The success hasn’t gone to Minot North’s head, as the Sentinels know that past success doesn’t automatically lead to future success.

“You need to know that you need to keep working,” Weishaar said. “Just because you won once doesn’t mean you’re going to win it again. You have to keep working. Everyone’s getting better, so you always need to get better.”

Mother Nature hasn’t been kind to the start of the golfing season, as the occasional snow storm coupled with cold temperatures have kept the Sentinels off the golf course and instead onto a simulator. Their season opener on Saturday, April 11, at the Century/Legacy Invite at Tom O’Leary Golf course, could serve as the first time they hit off grass this year. But Minot North isn’t all that concerned about their game in early April as long as they can be playing like last year’s group in roughly a month.

“Truth of the matter is it’s April,” Hannegrefs said. “If we’re not great right now, it’s OK because we’re going to learn and we’re going to get better. What I’m hoping we do is what we did last year which is get to the second week of May when the golf courses turn into green golf courses instead of brown golf courses then our game starts to round into shape. But our focus will be 125 yards and closer, really improving our short game. Putting is the fastest way to improve a score.
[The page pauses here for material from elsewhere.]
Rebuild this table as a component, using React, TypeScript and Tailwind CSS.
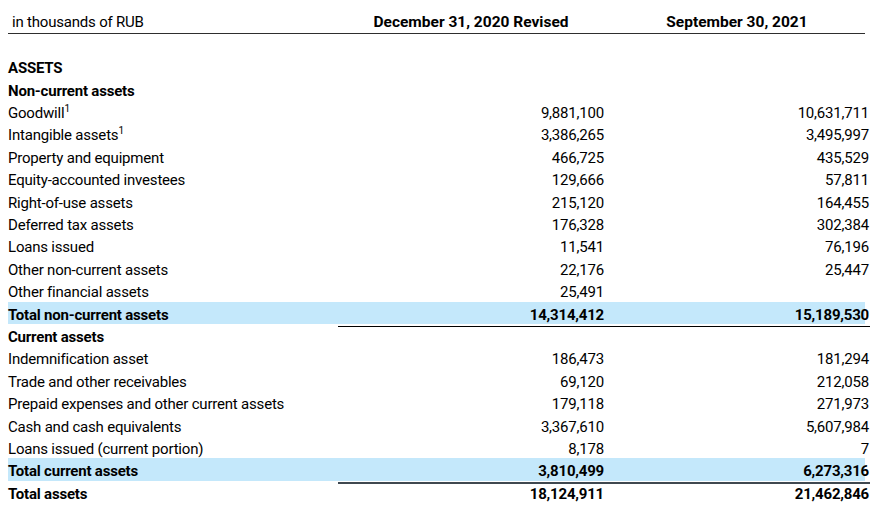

Our wedge play, which is that 125 yards, we focused probably 75 percent of our practices on that last year and it seemed to have worked.”

With a state title and a WDA regular season title secured, the only thing missing on the resume is a conference tournament title. To do that, Minot North will have to dethrone Century, which has worn the crown for four straight years. The Sentinels finished just two shots back of the Patriots at the WDA meet last year.